**What this task involves**: Return all the data below as it stands, minus the pictures.
::::::::
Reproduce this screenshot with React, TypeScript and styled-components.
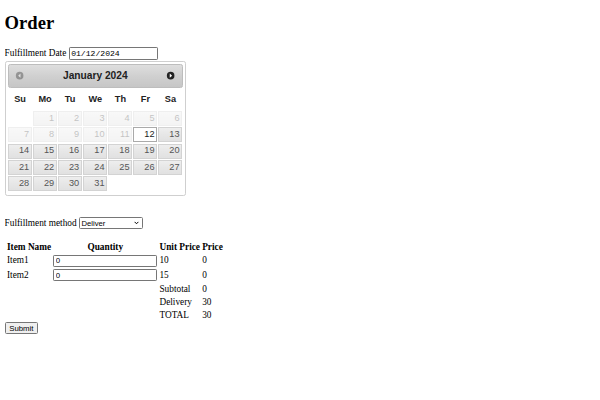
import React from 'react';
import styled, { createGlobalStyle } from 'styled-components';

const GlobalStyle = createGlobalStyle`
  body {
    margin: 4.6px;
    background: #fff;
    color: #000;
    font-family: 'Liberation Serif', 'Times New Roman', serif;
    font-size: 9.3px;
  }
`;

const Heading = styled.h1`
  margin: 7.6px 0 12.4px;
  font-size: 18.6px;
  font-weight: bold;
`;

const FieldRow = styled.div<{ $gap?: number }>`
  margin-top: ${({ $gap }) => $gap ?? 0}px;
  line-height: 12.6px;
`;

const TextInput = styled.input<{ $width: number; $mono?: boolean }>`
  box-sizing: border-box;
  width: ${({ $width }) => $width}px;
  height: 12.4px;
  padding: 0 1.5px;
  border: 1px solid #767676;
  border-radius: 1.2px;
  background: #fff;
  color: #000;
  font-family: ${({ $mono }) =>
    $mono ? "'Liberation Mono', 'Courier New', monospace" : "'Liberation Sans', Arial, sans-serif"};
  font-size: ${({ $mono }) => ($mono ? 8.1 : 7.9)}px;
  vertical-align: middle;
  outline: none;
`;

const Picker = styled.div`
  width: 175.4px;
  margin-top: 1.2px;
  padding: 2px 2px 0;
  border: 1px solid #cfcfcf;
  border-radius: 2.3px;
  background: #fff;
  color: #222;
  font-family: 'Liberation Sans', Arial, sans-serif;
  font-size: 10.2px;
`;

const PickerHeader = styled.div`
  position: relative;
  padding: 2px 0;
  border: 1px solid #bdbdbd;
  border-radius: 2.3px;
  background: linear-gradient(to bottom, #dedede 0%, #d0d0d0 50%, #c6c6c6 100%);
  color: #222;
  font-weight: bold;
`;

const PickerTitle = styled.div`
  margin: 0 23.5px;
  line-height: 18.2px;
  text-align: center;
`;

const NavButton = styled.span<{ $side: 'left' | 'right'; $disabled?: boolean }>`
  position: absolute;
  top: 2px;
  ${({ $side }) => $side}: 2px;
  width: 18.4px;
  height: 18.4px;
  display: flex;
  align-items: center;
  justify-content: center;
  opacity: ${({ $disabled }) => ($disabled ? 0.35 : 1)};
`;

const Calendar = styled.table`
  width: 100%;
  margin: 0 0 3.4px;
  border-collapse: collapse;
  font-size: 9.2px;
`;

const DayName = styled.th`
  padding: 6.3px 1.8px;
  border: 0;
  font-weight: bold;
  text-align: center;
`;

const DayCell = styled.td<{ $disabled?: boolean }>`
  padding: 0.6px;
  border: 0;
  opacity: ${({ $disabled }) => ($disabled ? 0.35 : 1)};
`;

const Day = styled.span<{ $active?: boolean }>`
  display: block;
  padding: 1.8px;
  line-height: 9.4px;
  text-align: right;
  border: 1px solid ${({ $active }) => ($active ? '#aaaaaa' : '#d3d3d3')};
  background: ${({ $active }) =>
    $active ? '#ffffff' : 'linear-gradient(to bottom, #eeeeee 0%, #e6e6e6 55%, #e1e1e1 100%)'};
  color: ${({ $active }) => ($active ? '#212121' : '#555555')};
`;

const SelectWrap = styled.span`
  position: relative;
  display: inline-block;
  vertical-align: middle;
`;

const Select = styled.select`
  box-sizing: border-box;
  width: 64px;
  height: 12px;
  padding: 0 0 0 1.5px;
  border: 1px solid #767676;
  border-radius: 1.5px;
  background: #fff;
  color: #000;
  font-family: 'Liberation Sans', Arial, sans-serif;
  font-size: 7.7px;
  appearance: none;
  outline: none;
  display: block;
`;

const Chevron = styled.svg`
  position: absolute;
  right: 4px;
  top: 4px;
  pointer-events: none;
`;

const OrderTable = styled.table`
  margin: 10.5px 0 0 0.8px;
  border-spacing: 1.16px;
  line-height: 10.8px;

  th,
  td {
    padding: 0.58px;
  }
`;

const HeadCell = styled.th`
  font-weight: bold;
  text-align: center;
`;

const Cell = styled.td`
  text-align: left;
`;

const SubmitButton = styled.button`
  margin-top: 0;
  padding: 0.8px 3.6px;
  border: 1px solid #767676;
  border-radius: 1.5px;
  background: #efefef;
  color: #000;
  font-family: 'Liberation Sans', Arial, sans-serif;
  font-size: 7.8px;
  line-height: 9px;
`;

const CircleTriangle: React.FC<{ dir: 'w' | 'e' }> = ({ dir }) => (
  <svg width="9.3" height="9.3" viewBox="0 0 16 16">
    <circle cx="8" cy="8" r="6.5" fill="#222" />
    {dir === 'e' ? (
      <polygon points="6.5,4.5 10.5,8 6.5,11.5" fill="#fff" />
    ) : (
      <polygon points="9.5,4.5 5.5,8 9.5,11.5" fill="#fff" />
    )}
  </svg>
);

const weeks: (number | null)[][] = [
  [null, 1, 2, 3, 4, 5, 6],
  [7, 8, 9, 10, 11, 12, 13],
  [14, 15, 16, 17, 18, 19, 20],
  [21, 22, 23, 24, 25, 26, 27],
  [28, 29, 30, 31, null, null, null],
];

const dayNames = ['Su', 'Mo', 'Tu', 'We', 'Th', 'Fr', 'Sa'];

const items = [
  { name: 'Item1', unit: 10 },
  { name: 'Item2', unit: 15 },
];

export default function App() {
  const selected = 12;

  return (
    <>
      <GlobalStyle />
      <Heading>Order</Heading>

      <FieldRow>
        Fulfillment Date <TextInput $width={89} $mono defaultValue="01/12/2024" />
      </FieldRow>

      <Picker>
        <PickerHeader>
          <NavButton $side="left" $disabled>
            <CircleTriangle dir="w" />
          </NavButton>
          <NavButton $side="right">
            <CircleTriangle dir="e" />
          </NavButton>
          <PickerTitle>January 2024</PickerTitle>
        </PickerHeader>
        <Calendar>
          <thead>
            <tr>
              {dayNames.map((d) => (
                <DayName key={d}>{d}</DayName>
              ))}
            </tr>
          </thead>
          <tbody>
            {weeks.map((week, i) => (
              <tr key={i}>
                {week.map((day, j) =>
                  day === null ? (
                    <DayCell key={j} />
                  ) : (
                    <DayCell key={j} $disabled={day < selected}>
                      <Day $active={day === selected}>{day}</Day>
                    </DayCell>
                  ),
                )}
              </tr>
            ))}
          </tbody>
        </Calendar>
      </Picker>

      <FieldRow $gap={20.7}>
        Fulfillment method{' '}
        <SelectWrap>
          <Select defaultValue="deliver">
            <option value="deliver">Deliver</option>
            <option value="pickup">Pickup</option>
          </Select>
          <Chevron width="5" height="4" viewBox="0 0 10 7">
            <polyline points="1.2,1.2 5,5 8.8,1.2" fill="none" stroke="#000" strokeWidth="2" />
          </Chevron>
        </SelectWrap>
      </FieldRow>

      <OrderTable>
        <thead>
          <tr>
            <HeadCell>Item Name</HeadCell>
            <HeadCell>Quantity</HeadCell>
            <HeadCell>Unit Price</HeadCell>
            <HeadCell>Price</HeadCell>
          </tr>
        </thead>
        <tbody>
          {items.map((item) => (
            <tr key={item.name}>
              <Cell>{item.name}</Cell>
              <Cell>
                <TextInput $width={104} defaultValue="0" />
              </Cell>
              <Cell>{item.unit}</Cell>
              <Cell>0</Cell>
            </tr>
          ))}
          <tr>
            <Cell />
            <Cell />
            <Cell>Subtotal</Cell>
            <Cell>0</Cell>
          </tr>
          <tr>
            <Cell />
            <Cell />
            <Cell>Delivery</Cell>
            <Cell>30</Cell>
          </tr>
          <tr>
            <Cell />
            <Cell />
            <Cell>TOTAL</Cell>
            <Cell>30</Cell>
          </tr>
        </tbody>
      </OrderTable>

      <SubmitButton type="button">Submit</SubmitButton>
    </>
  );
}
::::::::
**The response**:
Reproduce this screenshot with React, TypeScript and styled-components.
import React from 'react';
import styled, { createGlobalStyle } from 'styled-components';

const GlobalStyle = createGlobalStyle`
  body {
    margin: 4.6px;
    background: #fff;
    color: #000;
    font-family: 'Liberation Serif', 'Times New Roman', serif;
    font-size: 9.3px;
  }
`;

const Heading = styled.h1`
  margin: 7.6px 0 12.4px;
  font-size: 18.6px;
  font-weight: bold;
`;

const FieldRow = styled.div<{ $gap?: number }>`
  margin-top: ${({ $gap }) => $gap ?? 0}px;
  line-height: 12.6px;
`;

const TextInput = styled.input<{ $width: number; $mono?: boolean }>`
  box-sizing: border-box;
  width: ${({ $width }) => $width}px;
  height: 12.4px;
  padding: 0 1.5px;
  border: 1px solid #767676;
  border-radius: 1.2px;
  background: #fff;
  color: #000;
  font-family: ${({ $mono }) =>
    $mono ? "'Liberation Mono', 'Courier New', monospace" : "'Liberation Sans', Arial, sans-serif"};
  font-size: ${({ $mono }) => ($mono ? 8.1 : 7.9)}px;
  vertical-align: middle;
  outline: none;
`;

const Picker = styled.div`
  width: 175.4px;
  margin-top: 1.2px;
  padding: 2px 2px 0;
  border: 1px solid #cfcfcf;
  border-radius: 2.3px;
  background: #fff;
  color: #222;
  font-family: 'Liberation Sans', Arial, sans-serif;
  font-size: 10.2px;
`;

const PickerHeader = styled.div`
  position: relative;
  padding: 2px 0;
  border: 1px solid #bdbdbd;
  border-radius: 2.3px;
  background: linear-gradient(to bottom, #dedede 0%, #d0d0d0 50%, #c6c6c6 100%);
  color: #222;
  font-weight: bold;
`;

const PickerTitle = styled.div`
  margin: 0 23.5px;
  line-height: 18.2px;
  text-align: center;
`;

const NavButton = styled.span<{ $side: 'left' | 'right'; $disabled?: boolean }>`
  position: absolute;
  top: 2px;
  ${({ $side }) => $side}: 2px;
  width: 18.4px;
  height: 18.4px;
  display: flex;
  align-items: center;
  justify-content: center;
  opacity: ${({ $disabled }) => ($disabled ? 0.35 : 1)};
`;

const Calendar = styled.table`
  width: 100%;
  margin: 0 0 3.4px;
  border-collapse: collapse;
  font-size: 9.2px;
`;

const DayName = styled.th`
  padding: 6.3px 1.8px;
  border: 0;
  font-weight: bold;
  text-align: center;
`;

const DayCell = styled.td<{ $disabled?: boolean }>`
  padding: 0.6px;
  border: 0;
  opacity: ${({ $disabled }) => ($disabled ? 0.35 : 1)};
`;

const Day = styled.span<{ $active?: boolean }>`
  display: block;
  padding: 1.8px;
  line-height: 9.4px;
  text-align: right;
  border: 1px solid ${({ $active }) => ($active ? '#aaaaaa' : '#d3d3d3')};
  background: ${({ $active }) =>
    $active ? '#ffffff' : 'linear-gradient(to bottom, #eeeeee 0%, #e6e6e6 55%, #e1e1e1 100%)'};
  color: ${({ $active }) => ($active ? '#212121' : '#555555')};
`;

const SelectWrap = styled.span`
  position: relative;
  display: inline-block;
  vertical-align: middle;
`;

const Select = styled.select`
  box-sizing: border-box;
  width: 64px;
  height: 12px;
  padding: 0 0 0 1.5px;
  border: 1px solid #767676;
  border-radius: 1.5px;
  background: #fff;
  color: #000;
  font-family: 'Liberation Sans', Arial, sans-serif;
  font-size: 7.7px;
  appearance: none;
  outline: none;
  display: block;
`;

const Chevron = styled.svg`
  position: absolute;
  right: 4px;
  top: 4px;
  pointer-events: none;
`;

const OrderTable = styled.table`
  margin: 10.5px 0 0 0.8px;
  border-spacing: 1.16px;
  line-height: 10.8px;

  th,
  td {
    padding: 0.58px;
  }
`;

const HeadCell = styled.th`
  font-weight: bold;
  text-align: center;
`;

const Cell = styled.td`
  text-align: left;
`;

const SubmitButton = styled.button`
  margin-top: 0;
  padding: 0.8px 3.6px;
  border: 1px solid #767676;
  border-radius: 1.5px;
  background: #efefef;
  color: #000;
  font-family: 'Liberation Sans', Arial, sans-serif;
  font-size: 7.8px;
  line-height: 9px;
`;

const CircleTriangle: React.FC<{ dir: 'w' | 'e' }> = ({ dir }) => (
  <svg width="9.3" height="9.3" viewBox="0 0 16 16">
    <circle cx="8" cy="8" r="6.5" fill="#222" />
    {dir === 'e' ? (
      <polygon points="6.5,4.5 10.5,8 6.5,11.5" fill="#fff" />
    ) : (
      <polygon points="9.5,4.5 5.5,8 9.5,11.5" fill="#fff" />
    )}
  </svg>
);

const weeks: (number | null)[][] = [
  [null, 1, 2, 3, 4, 5, 6],
  [7, 8, 9, 10, 11, 12, 13],
  [14, 15, 16, 17, 18, 19, 20],
  [21, 22, 23, 24, 25, 26, 27],
  [28, 29, 30, 31, null, null, null],
];

const dayNames = ['Su', 'Mo', 'Tu', 'We', 'Th', 'Fr', 'Sa'];

const items = [
  { name: 'Item1', unit: 10 },
  { name: 'Item2', unit: 15 },
];

export default function App() {
  const selected = 12;

  return (
    <>
      <GlobalStyle />
      <Heading>Order</Heading>

      <FieldRow>
        Fulfillment Date <TextInput $width={89} $mono defaultValue="01/12/2024" />
      </FieldRow>

      <Picker>
        <PickerHeader>
          <NavButton $side="left" $disabled>
            <CircleTriangle dir="w" />
          </NavButton>
          <NavButton $side="right">
            <CircleTriangle dir="e" />
          </NavButton>
          <PickerTitle>January 2024</PickerTitle>
        </PickerHeader>
        <Calendar>
          <thead>
            <tr>
              {dayNames.map((d) => (
                <DayName key={d}>{d}</DayName>
              ))}
            </tr>
          </thead>
          <tbody>
            {weeks.map((week, i) => (
              <tr key={i}>
                {week.map((day, j) =>
                  day === null ? (
                    <DayCell key={j} />
                  ) : (
                    <DayCell key={j} $disabled={day < selected}>
                      <Day $active={day === selected}>{day}</Day>
                    </DayCell>
                  ),
                )}
              </tr>
            ))}
          </tbody>
        </Calendar>
      </Picker>

      <FieldRow $gap={20.7}>
        Fulfillment method{' '}
        <SelectWrap>
          <Select defaultValue="deliver">
            <option value="deliver">Deliver</option>
            <option value="pickup">Pickup</option>
          </Select>
          <Chevron width="5" height="4" viewBox="0 0 10 7">
            <polyline points="1.2,1.2 5,5 8.8,1.2" fill="none" stroke="#000" strokeWidth="2" />
          </Chevron>
        </SelectWrap>
      </FieldRow>

      <OrderTable>
        <thead>
          <tr>
            <HeadCell>Item Name</HeadCell>
            <HeadCell>Quantity</HeadCell>
            <HeadCell>Unit Price</HeadCell>
            <HeadCell>Price</HeadCell>
          </tr>
        </thead>
        <tbody>
          {items.map((item) => (
            <tr key={item.name}>
              <Cell>{item.name}</Cell>
              <Cell>
                <TextInput $width={104} defaultValue="0" />
              </Cell>
              <Cell>{item.unit}</Cell>
              <Cell>0</Cell>
            </tr>
          ))}
          <tr>
            <Cell />
            <Cell />
            <Cell>Subtotal</Cell>
            <Cell>0</Cell>
          </tr>
          <tr>
            <Cell />
            <Cell />
            <Cell>Delivery</Cell>
            <Cell>30</Cell>
          </tr>
          <tr>
            <Cell />
            <Cell />
            <Cell>TOTAL</Cell>
            <Cell>30</Cell>
          </tr>
        </tbody>
      </OrderTable>

      <SubmitButton type="button">Submit</SubmitButton>
    </>
  );
}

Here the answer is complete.